# Task goal
Report how many lines contain "styles". The answer is a single number.

# Data
* * * * * * *

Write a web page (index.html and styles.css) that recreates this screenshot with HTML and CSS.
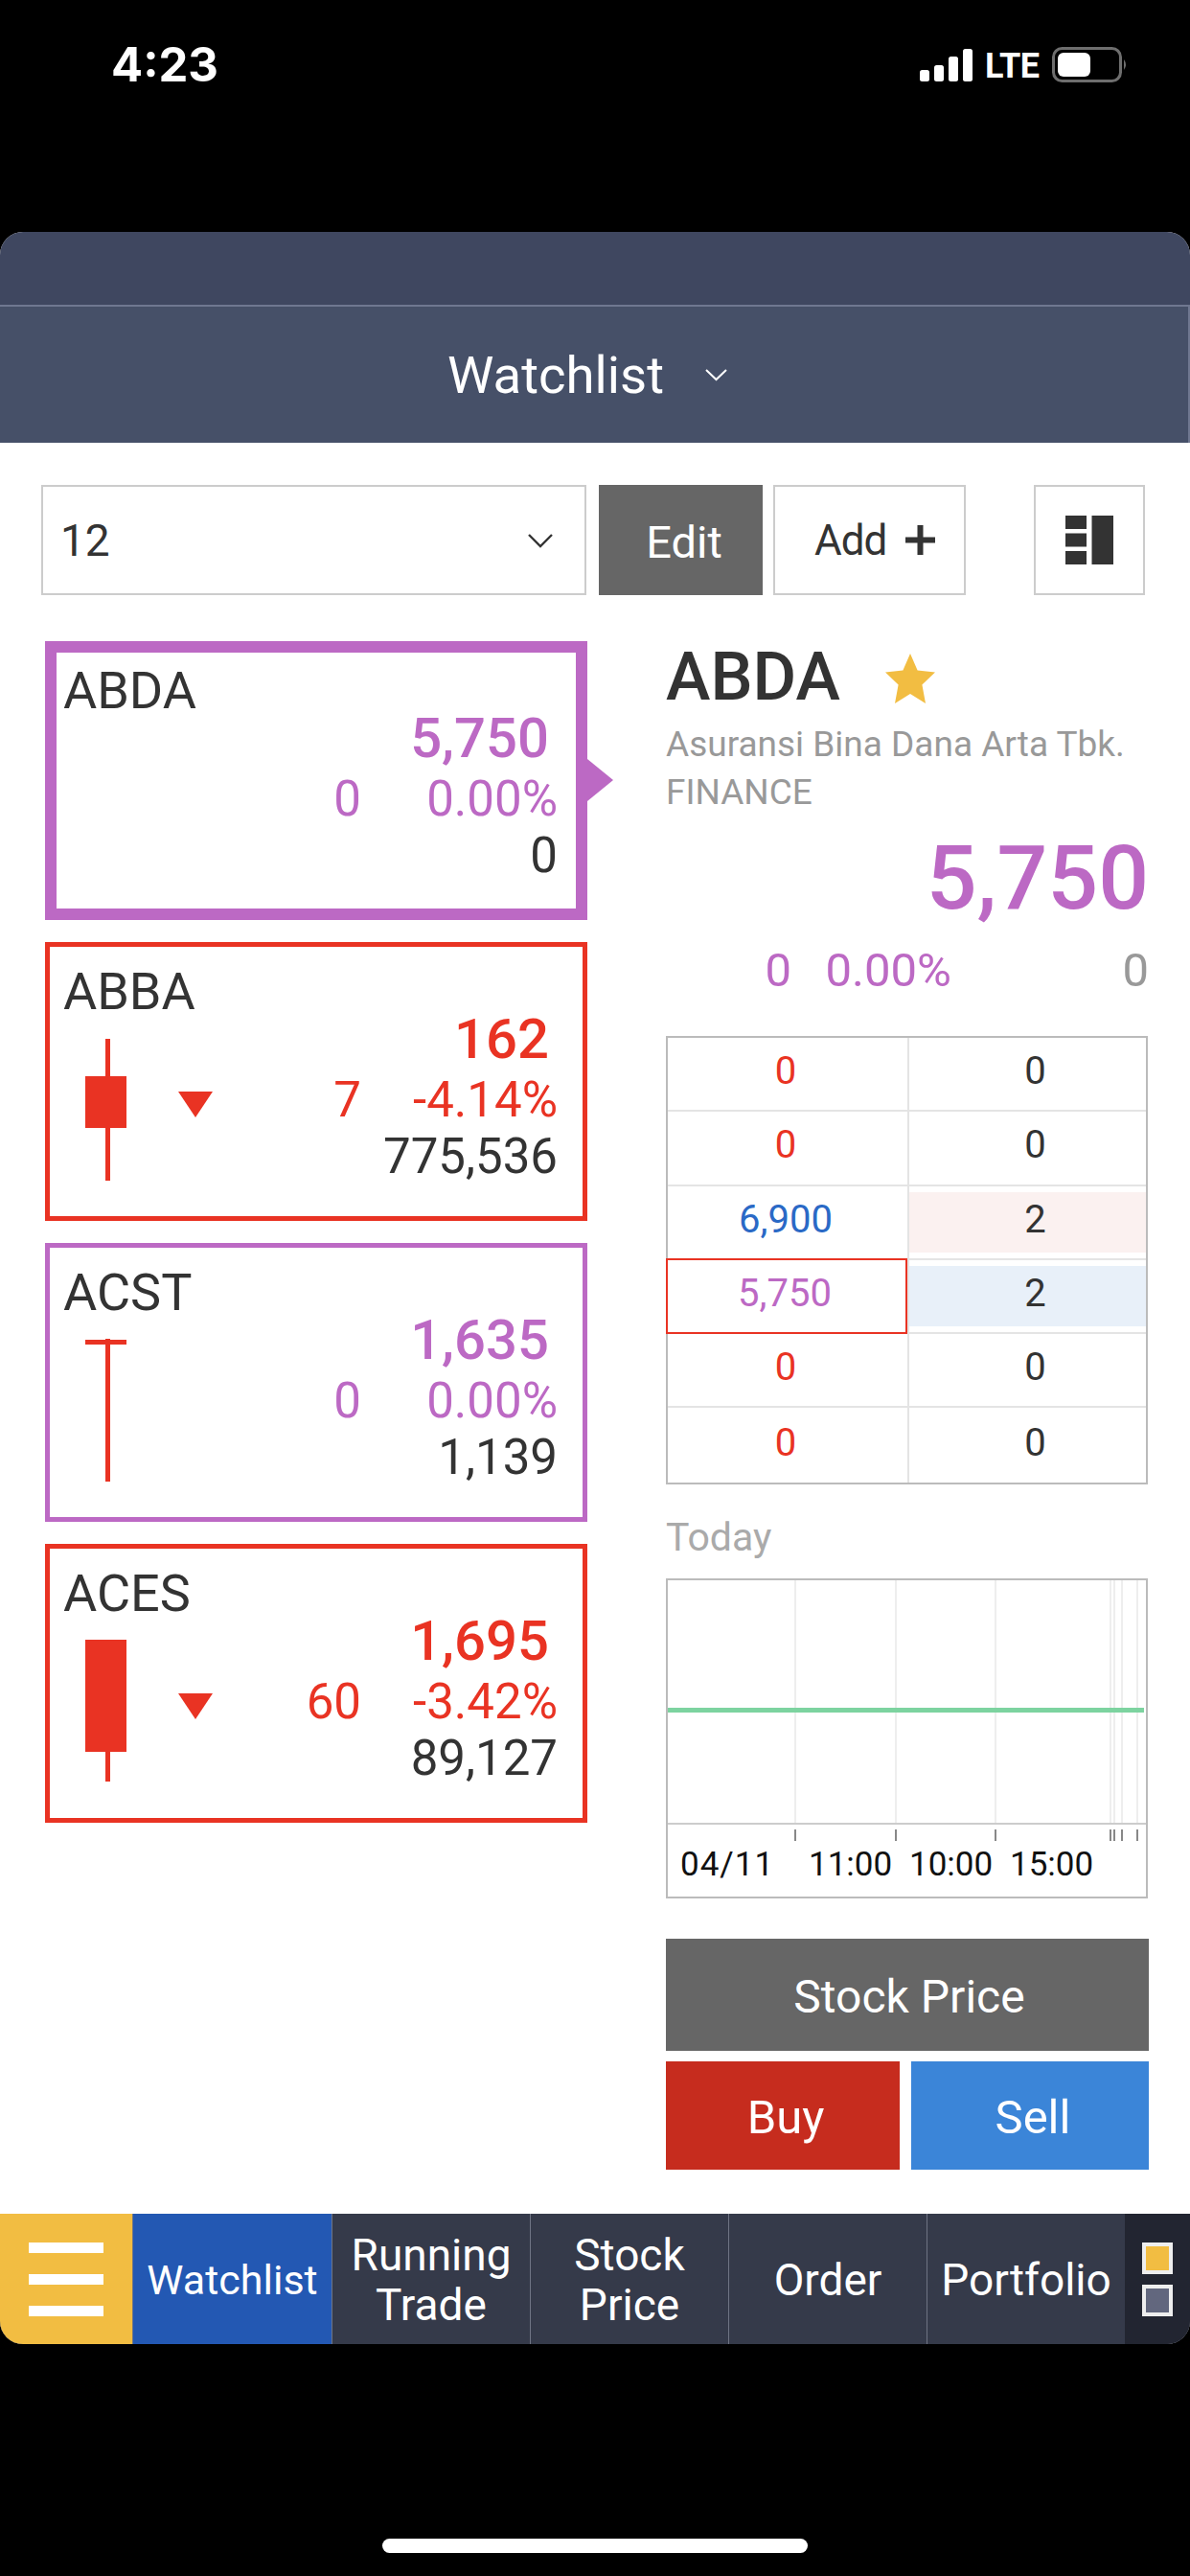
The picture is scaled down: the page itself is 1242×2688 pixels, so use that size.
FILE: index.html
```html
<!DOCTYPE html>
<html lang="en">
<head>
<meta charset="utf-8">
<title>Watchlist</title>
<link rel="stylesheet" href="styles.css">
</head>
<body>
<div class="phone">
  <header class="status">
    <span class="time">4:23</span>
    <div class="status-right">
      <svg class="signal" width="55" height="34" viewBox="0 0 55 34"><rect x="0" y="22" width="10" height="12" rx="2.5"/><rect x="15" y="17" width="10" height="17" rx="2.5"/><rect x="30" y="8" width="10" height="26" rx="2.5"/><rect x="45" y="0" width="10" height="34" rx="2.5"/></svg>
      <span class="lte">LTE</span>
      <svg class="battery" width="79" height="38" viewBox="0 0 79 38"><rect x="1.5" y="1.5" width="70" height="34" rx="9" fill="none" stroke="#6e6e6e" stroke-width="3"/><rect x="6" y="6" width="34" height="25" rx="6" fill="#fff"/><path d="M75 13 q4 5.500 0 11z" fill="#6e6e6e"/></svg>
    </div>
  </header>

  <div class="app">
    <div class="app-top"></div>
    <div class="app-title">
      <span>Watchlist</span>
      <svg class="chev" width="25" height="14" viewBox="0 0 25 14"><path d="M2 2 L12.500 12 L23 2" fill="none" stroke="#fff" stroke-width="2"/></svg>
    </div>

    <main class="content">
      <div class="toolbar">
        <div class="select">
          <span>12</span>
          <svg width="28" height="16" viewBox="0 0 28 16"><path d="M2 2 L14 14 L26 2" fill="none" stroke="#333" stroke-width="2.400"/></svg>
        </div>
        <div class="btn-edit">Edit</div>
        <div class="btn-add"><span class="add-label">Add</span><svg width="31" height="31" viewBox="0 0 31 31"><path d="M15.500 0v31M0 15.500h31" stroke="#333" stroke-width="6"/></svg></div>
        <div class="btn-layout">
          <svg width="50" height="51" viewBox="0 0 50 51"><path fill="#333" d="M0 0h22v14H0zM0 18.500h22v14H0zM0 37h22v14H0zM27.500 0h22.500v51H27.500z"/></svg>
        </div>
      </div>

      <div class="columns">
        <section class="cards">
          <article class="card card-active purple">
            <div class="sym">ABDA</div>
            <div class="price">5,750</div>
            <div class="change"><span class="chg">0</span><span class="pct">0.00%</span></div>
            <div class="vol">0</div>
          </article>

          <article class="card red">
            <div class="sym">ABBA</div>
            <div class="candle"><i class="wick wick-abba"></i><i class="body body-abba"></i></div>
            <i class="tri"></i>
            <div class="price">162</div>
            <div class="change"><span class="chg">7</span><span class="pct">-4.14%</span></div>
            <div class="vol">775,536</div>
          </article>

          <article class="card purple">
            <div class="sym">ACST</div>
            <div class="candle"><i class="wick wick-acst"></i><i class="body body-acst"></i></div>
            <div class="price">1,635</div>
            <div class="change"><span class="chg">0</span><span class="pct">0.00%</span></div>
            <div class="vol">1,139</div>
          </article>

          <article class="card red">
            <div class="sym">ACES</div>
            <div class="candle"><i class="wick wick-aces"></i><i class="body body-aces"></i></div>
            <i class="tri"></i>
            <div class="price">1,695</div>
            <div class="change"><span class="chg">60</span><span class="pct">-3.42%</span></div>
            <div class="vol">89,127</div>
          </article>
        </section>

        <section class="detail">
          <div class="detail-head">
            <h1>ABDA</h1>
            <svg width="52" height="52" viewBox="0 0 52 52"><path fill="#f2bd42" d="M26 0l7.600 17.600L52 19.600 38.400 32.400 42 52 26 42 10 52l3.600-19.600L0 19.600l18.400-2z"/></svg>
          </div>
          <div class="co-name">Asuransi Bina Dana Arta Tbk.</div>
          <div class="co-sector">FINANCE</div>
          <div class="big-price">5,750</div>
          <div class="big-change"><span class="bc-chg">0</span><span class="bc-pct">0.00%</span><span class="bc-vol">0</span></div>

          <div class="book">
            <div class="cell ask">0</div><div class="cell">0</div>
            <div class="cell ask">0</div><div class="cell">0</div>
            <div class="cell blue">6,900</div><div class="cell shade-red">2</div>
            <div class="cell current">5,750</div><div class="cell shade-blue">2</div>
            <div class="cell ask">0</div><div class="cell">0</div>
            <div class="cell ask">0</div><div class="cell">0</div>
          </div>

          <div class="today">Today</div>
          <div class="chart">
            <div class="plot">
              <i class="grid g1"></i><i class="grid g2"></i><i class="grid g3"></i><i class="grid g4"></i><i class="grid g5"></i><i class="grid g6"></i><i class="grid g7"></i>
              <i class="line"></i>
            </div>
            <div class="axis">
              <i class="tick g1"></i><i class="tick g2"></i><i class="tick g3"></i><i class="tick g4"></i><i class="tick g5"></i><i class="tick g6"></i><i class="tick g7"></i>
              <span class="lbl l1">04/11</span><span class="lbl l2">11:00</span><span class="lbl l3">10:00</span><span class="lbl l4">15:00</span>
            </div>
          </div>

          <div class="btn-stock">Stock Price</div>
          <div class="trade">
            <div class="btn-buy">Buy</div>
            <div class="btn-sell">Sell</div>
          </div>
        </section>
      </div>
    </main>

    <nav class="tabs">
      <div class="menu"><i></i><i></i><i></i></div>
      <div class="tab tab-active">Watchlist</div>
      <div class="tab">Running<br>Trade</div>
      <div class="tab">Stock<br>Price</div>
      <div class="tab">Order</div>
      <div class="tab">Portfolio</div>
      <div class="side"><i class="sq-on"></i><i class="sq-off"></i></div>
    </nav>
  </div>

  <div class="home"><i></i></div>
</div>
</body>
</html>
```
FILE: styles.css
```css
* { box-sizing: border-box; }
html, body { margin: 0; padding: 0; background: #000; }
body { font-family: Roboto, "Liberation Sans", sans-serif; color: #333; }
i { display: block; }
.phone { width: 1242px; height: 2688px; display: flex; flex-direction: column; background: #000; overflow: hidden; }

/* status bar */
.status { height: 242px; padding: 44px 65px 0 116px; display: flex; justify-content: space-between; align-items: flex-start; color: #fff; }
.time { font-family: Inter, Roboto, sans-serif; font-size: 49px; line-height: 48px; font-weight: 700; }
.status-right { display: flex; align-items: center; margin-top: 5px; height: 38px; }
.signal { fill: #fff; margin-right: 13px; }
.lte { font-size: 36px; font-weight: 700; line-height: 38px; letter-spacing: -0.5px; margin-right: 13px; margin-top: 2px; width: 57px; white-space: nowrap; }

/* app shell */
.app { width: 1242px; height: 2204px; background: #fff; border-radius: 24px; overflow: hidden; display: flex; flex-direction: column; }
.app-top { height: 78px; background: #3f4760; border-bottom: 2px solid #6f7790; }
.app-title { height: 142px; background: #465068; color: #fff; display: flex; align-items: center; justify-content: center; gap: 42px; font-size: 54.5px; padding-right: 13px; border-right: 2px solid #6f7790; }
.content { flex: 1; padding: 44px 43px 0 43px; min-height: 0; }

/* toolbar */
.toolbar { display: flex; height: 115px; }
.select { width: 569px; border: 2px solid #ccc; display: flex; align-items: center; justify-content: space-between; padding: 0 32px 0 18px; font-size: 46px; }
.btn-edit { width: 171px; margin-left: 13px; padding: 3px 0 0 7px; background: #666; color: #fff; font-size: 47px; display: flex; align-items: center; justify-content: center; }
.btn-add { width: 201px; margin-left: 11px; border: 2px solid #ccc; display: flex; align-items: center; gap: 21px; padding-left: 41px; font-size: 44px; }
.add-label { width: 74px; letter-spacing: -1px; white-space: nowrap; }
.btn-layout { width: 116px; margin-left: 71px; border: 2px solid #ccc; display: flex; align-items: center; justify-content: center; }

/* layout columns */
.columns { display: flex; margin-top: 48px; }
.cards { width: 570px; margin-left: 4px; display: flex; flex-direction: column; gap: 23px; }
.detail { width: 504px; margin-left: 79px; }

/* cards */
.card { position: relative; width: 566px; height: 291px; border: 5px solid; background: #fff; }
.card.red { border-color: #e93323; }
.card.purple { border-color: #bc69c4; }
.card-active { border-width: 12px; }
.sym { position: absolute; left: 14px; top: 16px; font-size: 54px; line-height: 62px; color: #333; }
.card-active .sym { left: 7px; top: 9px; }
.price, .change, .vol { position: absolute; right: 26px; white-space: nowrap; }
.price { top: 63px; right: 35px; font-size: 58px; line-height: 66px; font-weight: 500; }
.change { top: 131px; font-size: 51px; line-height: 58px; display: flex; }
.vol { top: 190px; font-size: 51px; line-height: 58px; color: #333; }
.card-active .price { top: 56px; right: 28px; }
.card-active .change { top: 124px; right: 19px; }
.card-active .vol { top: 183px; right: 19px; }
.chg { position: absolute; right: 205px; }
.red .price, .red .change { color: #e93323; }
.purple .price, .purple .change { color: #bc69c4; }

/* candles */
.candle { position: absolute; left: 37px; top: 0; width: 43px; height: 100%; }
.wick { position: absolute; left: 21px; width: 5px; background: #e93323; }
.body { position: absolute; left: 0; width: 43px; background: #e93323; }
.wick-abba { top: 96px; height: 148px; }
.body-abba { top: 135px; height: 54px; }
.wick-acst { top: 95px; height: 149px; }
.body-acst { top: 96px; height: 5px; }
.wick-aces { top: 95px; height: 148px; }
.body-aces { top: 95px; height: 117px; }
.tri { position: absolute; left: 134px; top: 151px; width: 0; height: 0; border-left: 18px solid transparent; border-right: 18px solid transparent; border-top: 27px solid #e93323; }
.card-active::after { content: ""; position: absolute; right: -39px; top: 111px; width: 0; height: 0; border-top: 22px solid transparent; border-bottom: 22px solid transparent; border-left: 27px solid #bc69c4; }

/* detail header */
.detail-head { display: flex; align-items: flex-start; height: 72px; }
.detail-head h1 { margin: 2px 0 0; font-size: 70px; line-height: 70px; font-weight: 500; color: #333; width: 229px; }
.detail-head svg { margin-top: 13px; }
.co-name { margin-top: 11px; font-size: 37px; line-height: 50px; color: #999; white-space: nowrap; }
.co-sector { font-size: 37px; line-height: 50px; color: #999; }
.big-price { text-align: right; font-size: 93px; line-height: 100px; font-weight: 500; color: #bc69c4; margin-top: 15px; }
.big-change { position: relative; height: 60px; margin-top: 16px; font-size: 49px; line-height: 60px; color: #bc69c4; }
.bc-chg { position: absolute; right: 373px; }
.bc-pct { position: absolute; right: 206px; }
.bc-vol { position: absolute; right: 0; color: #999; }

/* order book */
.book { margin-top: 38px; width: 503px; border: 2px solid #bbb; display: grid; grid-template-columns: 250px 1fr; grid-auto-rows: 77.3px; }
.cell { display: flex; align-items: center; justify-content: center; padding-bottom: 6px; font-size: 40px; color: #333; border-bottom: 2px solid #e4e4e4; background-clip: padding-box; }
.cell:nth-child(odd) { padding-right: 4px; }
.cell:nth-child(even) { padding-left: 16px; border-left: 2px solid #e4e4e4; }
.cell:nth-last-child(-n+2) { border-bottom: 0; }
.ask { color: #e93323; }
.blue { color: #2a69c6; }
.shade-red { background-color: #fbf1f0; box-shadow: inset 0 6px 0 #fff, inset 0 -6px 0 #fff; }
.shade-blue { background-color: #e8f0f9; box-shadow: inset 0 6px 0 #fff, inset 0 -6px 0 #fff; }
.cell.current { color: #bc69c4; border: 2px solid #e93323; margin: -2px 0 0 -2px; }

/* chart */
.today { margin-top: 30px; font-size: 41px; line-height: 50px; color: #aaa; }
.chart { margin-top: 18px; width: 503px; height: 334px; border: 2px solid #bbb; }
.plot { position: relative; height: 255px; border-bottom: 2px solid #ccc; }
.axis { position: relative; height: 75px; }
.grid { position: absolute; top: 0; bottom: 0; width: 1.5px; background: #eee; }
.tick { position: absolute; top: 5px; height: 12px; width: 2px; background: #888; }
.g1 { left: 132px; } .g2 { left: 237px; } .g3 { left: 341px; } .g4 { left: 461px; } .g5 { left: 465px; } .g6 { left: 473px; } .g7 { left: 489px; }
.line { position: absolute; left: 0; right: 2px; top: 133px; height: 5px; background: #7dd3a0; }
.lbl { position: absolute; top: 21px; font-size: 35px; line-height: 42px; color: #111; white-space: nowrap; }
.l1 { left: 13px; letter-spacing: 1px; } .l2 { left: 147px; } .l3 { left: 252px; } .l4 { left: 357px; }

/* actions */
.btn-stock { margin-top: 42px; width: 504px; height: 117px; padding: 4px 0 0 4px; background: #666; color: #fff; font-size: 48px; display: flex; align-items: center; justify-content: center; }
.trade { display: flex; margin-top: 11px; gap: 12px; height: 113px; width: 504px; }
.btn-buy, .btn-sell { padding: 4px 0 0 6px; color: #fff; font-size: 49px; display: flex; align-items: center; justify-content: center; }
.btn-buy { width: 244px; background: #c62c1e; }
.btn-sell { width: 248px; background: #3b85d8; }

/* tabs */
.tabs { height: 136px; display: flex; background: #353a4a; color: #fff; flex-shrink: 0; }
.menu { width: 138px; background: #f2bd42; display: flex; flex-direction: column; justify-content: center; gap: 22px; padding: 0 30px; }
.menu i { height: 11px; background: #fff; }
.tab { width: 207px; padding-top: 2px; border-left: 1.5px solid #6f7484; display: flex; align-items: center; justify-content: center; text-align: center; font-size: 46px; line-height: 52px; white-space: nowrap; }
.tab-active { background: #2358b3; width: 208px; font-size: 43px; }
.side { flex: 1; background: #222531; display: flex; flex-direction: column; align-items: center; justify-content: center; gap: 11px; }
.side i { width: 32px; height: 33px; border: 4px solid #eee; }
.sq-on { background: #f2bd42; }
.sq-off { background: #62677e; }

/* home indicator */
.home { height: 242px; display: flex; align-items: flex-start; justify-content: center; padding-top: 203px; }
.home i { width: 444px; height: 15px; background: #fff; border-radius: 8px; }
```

* * * * * * *

# Solution to the problem
3